Crypto Infrastructure Is Eating Its Own Children
The decade-long buildout of crypto trading infrastructure was supposed to benefit altcoins. Instead, it's killing them.

38% of altcoins are trading near all-time lows. For context, that's worse than the immediate aftermath of FTX — when the number was 37.8%. BTC dominance sits at 56.5%, and the Fear & Greed Index briefly touched 10, levels not seen since the 2022 bear market.
But the usual suspect — macro weakness — isn't the culprit. The killer is something far more ironic: the infrastructure that crypto spent a decade building.
What is the perp infrastructure problem?
Crypto's perpetual futures infrastructure is, by any honest measure, a marvel. 24/7 markets, single-account access to anything, aggressive leverage. It's what every TradFi trader wishes they had.
Then Hyperliquid shipped HIP-3 — the upgrade that lets anyone spin up a new perpetual market by staking 500K HYPE. Suddenly, listing a perp on gold or the S&P 500 is as trivial as listing another token. The infrastructure doesn't care what flows through it.
And what's flowing through it increasingly isn't crypto.
How did traditional assets take over perp DEXes?
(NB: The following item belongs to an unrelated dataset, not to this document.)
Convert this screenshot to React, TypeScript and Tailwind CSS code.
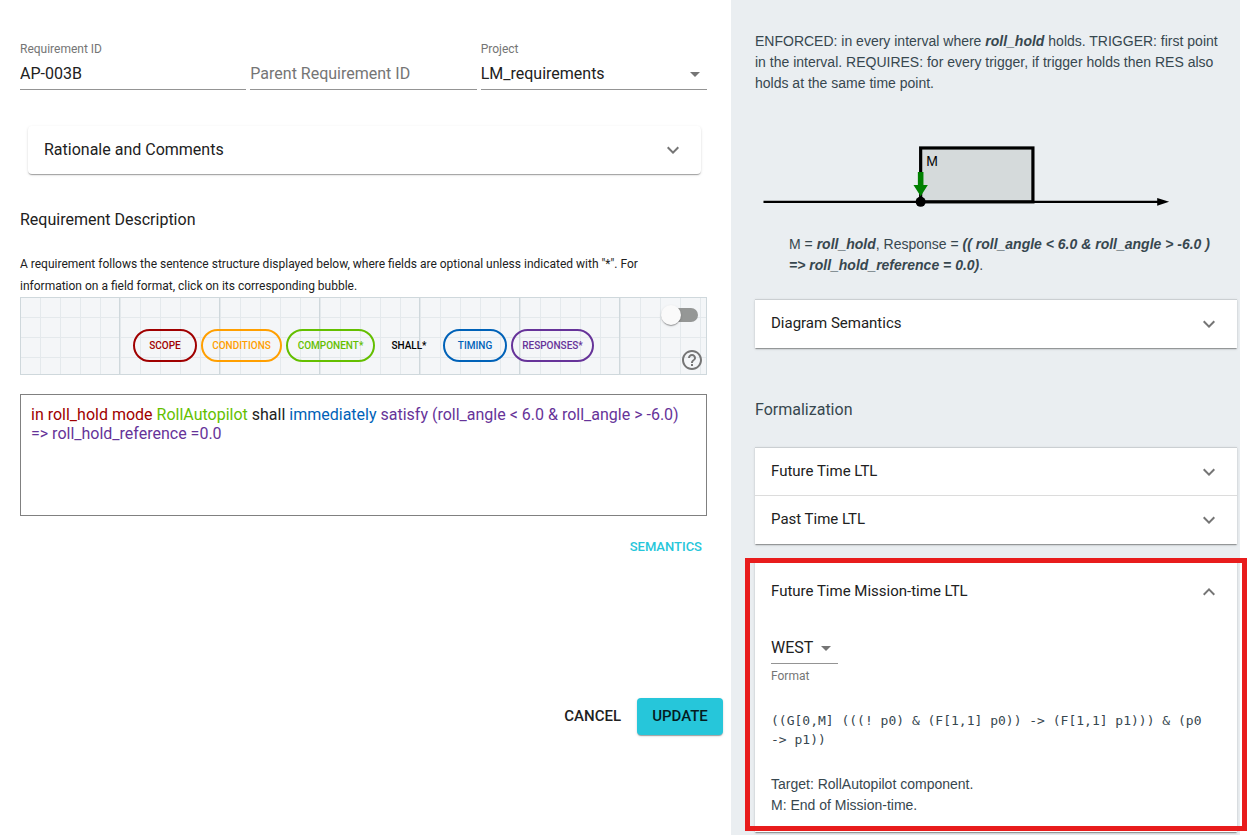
import React, { useState } from "react";

function Icon({ d, className = "" }: { d: string; className?: string }) {
  return (
    <svg viewBox="0 0 24 24" className={`size-6 shrink-0 fill-[#757575] ${className}`} aria-hidden="true">
      <path d={d} />
    </svg>
  );
}

const EXPAND_MORE = "M16.59 8.59L12 13.17 7.41 8.59 6 10l6 6 6-6z";
const ARROW_DOWN = "M7 10l5 5 5-5z";
const HELP =
  "M11 18h2v-2h-2v2zm1-16C6.48 2 2 6.48 2 12s4.48 10 10 10 10-4.48 10-10S17.52 2 12 2zm0 18c-4.41 0-8-3.59-8-8s3.59-8 8-8 8 3.59 8 8-3.59 8-8 8zm0-14c-2.21 0-4 1.79-4 4h2c0-1.1.9-2 2-2s2 .9 2 2c0 2-3 1.75-3 5h2c0-2.25 3-2.5 3-5 0-2.21-1.79-4-4-4z";

const CARD_SHADOW =
  "shadow-[0_2px_1px_-1px_rgba(0,0,0,0.2),0_1px_1px_0_rgba(0,0,0,0.14),0_1px_3px_0_rgba(0,0,0,0.12)]";

const fieldLabel = "block h-4 text-xs leading-[14px] text-[#757575]";
const fieldInput =
  "h-8 w-full border-b border-[#949494] bg-transparent text-base leading-5 text-[#212121] outline-none placeholder:text-[#757575]";

function Summary({
  title,
  open = false,
  size = "pb-0.5 text-[15px]",
}: {
  title: string;
  open?: boolean;
  size?: string;
}) {
  return (
    <button
      type="button"
      aria-expanded={open}
      className={`flex w-full items-center justify-between px-4 text-left text-[#212121] ${open ? "h-16" : "h-12"}`}
    >
      <span className={size}>{title}</span>
      <Icon d={EXPAND_MORE} className={open ? "rotate-180" : ""} />
    </button>
  );
}

const bubbles = [
  { label: "SCOPE", style: "min-w-16 border-[#a00000] text-[#a00000]" },
  { label: "CONDITIONS", style: "min-w-[81px] border-[#ff9f00] text-[#ff9f00]" },
  { label: "COMPONENT*", style: "min-w-[89px] border-[#64bf00] text-[#64bf00]" },
  { label: "SHALL*", style: "min-w-[60px] border-transparent text-black" },
  { label: "TIMING", style: "min-w-16 border-[#0062b8] text-[#0062b8]" },
  { label: "RESPONSES*", style: "min-w-[83px] border-[#663399] text-[#663399]" },
];

function SentenceStructure() {
  const [on, setOn] = useState(false);
  return (
    <div className="grid h-[78px] grid-cols-[1fr_auto_1fr] border border-[#cfd8dc] bg-[#f4f6f8] bg-[linear-gradient(#cfd8dc_1px,transparent_1px),linear-gradient(90deg,#cfd8dc_1px,transparent_1px),linear-gradient(#e4e9ec_1px,transparent_1px),linear-gradient(90deg,#e4e9ec_1px,transparent_1px)] bg-[size:100px_100px,100px_100px,20px_20px,20px_20px] bg-[position:-2px_-2px,-2px_-2px,-1px_-1px,-1px_-1px]">
      <div />
      <div className="flex items-center gap-1 pt-[18px]">
        {bubbles.map((b) => (
          <button
            key={b.label}
            type="button"
            className={`h-[33px] rounded-full border-2 text-[10px] font-medium ${b.style}`}
          >
            {b.label}
          </button>
        ))}
      </div>
      <div className="flex flex-col items-end justify-between pt-[7px]">
        <label className="mr-2 flex h-5 w-[37px] cursor-pointer items-center">
          <input
            type="checkbox"
            role="switch"
            aria-label="Toggle fields"
            checked={on}
            onChange={() => setOn(!on)}
            className="peer sr-only"
          />
          <span className="flex h-3.5 w-full items-center rounded-full bg-gradient-to-r from-transparent from-20% to-[#959796] to-20% peer-checked:justify-end">
            <span className="size-5 shrink-0 rounded-full bg-[#fafafa] shadow-[0_2px_1px_-1px_rgba(0,0,0,0.2),0_1px_1px_0_rgba(0,0,0,0.14),0_1px_3px_0_rgba(0,0,0,0.12)]" />
          </span>
        </label>
        <button type="button" aria-label="Help" className="mr-0.5 mb-0.5">
          <Icon d={HELP} />
        </button>
      </div>
    </div>
  );
}

function RequirementForm() {
  return (
    <main className="flex flex-col pt-[42px] pr-6 pl-5">
      <div className="grid grid-cols-3 gap-1">
        <div>
          <label htmlFor="req-id" className={fieldLabel}>Requirement ID</label>
          <input id="req-id" defaultValue="AP-003B" className={fieldInput} />
        </div>
        <div className="pt-4">
          <input aria-label="Parent Requirement ID" placeholder="Parent Requirement ID" className={fieldInput} />
        </div>
        <div>
          <label htmlFor="project" className={fieldLabel}>Project</label>
          <div className="relative">
            <select id="project" className={`appearance-none ${fieldInput}`}>
              <option>LM_requirements</option>
            </select>
            <Icon d={ARROW_DOWN} className="pointer-events-none absolute top-1 right-0" />
          </div>
        </div>
      </div>

      <div className={`mt-9 mr-1.5 ml-2 rounded bg-white ${CARD_SHADOW}`}>
        <Summary title="Rationale and Comments" size="text-base" />
      </div>

      <h2 className="mt-8 text-base leading-7 text-[#212121]">Requirement Description</h2>
      <p className="mt-[19px] pr-4 text-xs leading-[22px] text-[#212121]">
        A requirement follows the sentence structure displayed below, where fields are optional unless indicated with
        "*". For information on a field format, click on its corresponding bubble.
      </p>

      <SentenceStructure />

      <div
        role="textbox"
        aria-label="Requirement text"
        aria-multiline="true"
        contentEditable
        suppressContentEditableWarning
        className="mt-[19px] min-h-[122px] border border-[#808080] p-2.5 text-base leading-[19px] text-[#212121] outline-none"
      >
        <span className="text-[#a00000]">in roll_hold mode</span> <span className="text-[#64bf00]">RollAutopilot</span>{" "}
        <span>shall</span> <span className="text-[#0062b8]">immediately</span>{" "}
        <span className="text-[#663399]">satisfy (roll_angle &lt; 6.0 &amp; roll_angle &gt; -6.0)</span>{" "}
        <span className="text-[#663399]">=&gt; roll_hold_reference =0.0</span>
      </div>

      <button type="button" className="mt-4 h-[30px] self-end px-[5px] text-[13px] font-medium text-[#26c6da]">
        SEMANTICS
      </button>

      <div className="mt-[136px] -mr-4 flex items-center justify-end gap-2">
        <button type="button" className="h-[37px] px-2 text-[15px] font-medium text-[#212121]">
          CANCEL
        </button>
        <button
          type="button"
          className={`h-[37px] min-w-[86px] rounded bg-[#26c6da] px-3 text-[15px] font-medium text-[#051c1f] ${CARD_SHADOW}`}
        >
          UPDATE
        </button>
      </div>
    </main>
  );
}

function TimelineDiagram() {
  return (
    <svg
      viewBox="0 0 483 80"
      className="mt-10 h-20 w-full"
      preserveAspectRatio="xMinYMin meet"
      role="img"
      aria-label="Timeline with mode M"
    >
      <rect x="166" y="14" width="112.500" height="54" fill="#d5dadb" stroke="#000" strokeWidth="3.200" />
      <path d="M8.500 68H405" stroke="#000" strokeWidth="2.4" />
      <path d="M403 64.2L415 68L403 71.800z" fill="#000" />
      <path d="M163.200 38h5.600v13.200h4.400L166 62.500L158.800 51.200h4.400z" fill="#008000" />
      <circle cx="166" cy="68" r="5" />
      <text x="171.500" y="32" fontSize="14" fontFamily="Liberation Sans, sans-serif">M</text>
    </svg>
  );
}

function SemanticsPanel() {
  return (
    <aside className="bg-[#eaeef1] pt-[31px] pr-[3px] pb-[3px] pl-6 text-[#37474f]">
      <p className="pr-2 font-['Liberation_Sans',sans-serif] text-sm leading-[21px]">
        ENFORCED: in every interval where <b><i>roll_hold</i></b> holds. TRIGGER: first point in the interval.
        REQUIRES: for every trigger, if trigger holds then RES also holds at the same time point.
      </p>
      <TimelineDiagram />
      <p className="mt-5 pr-4 pl-[34px] font-['Liberation_Sans',sans-serif] text-sm leading-[21px]">
        M = <b><i>roll_hold</i></b>, Response ={" "}
        <b><i>(( roll_angle &lt; 6.0 &amp; roll_angle &gt; -6.0 ) =&gt; roll_hold_reference = 0.0)</i></b>.
      </p>

      <div className={`mt-[23px] border-t border-[#cbcfd2] bg-white ${CARD_SHADOW}`}>
        <Summary title="Diagram Semantics" />
      </div>

      <h2 className="mt-12 text-base leading-7">Formalization</h2>

      <div className={`mt-[23px] border-t border-[#cbcfd2] bg-white ${CARD_SHADOW}`}>
        <Summary title="Future Time LTL" />
        <div className="-mt-px border-t border-[#dcdcdc]">
          <Summary title="Past Time LTL" />
        </div>
      </div>

      <div className={`relative mt-4 bg-white ${CARD_SHADOW}`}>
        <Summary title="Future Time Mission-time LTL" open />
        <div className="px-4 pt-2 pb-4">
          <div className="relative w-[67px]">
            <select id="format" className={`appearance-none ${fieldInput}`}>
              <option>WEST</option>
            </select>
            <Icon d={ARROW_DOWN} className="pointer-events-none absolute top-1 right-0" />
          </div>
          <label htmlFor="format" className="mt-1 block text-xs leading-4 text-[#757575]">Format</label>
          <pre className="mt-[27px] pr-2 font-['DejaVu_Sans_Mono',monospace] text-[13px] leading-[19px] whitespace-pre-wrap">
            {"((G[0,M] (((! p0) & (F[1,1] p0)) -> (F[1,1] p1))) & (p0 -> p1))"}
          </pre>
          <p className="mt-[25px] font-['Liberation_Sans',sans-serif] text-sm leading-[21px]">
            Target: RollAutopilot component.
            <br />
            M: End of Mission-time.
          </p>
        </div>
        <div className="pointer-events-none absolute -top-0.5 -right-2.5 bottom-px -left-2.5 border-[5px] border-[#e81c1c]" />
      </div>
    </aside>
  );
}

export default function App() {
  return (
    <div className="grid min-h-screen grid-cols-[731fr_509fr] bg-white pr-2 font-[Roboto,sans-serif]">
      <RequirementForm />
      <SemanticsPanel />
    </div>
  );
}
When tensions between Iran and Israel escalated over a weekend, CME was closed. Traders who wanted crude oil exposure piled into Hyperliquid's WTI perp instead. Weekend crude volume hit $1.4 billion, with open interest at $1.43 billion — a 100x increase from six months earlier.
Meanwhile, BTC was flatlined. Volatility at rock bottom. If you're a momentum trader, crude oil on a perp DEX was simply more interesting.
Why are altcoins losing?
When you can trade gold, crude, and equities from the same wallet, same collateral, same screen — altcoins aren't competing with each other anymore. They're competing with every macro asset on Earth.
Silver alone is doing $3 billion in daily volume on these rails. Crude clears $1.2 billion. Traditional asset trading now accounts for over 30% of volume on crypto perp platforms, pushing toward 50% on busy days.
One large trader — known as "St. Pump" — opened a $40 million crude oil position in under a minute and closed it 12 hours later for a $1 million profit. That's crypto-native momentum trading applied to global macro, running on crypto infrastructure.
The irony
Crypto was supposed to replace traditional finance. Instead, it built the best distribution channel traditional finance has ever had.
What the altcoin era actually produced wasn't a new asset class. It was infrastructure — infrastructure that turned out to be asset-agnostic. And now that infrastructure is routing capital toward whatever has the best momentum, regardless of whether it lives on a blockchain.
The altcoins that funded the buildout may end up being its biggest casualties.
Not financial advice. Not a shareholder.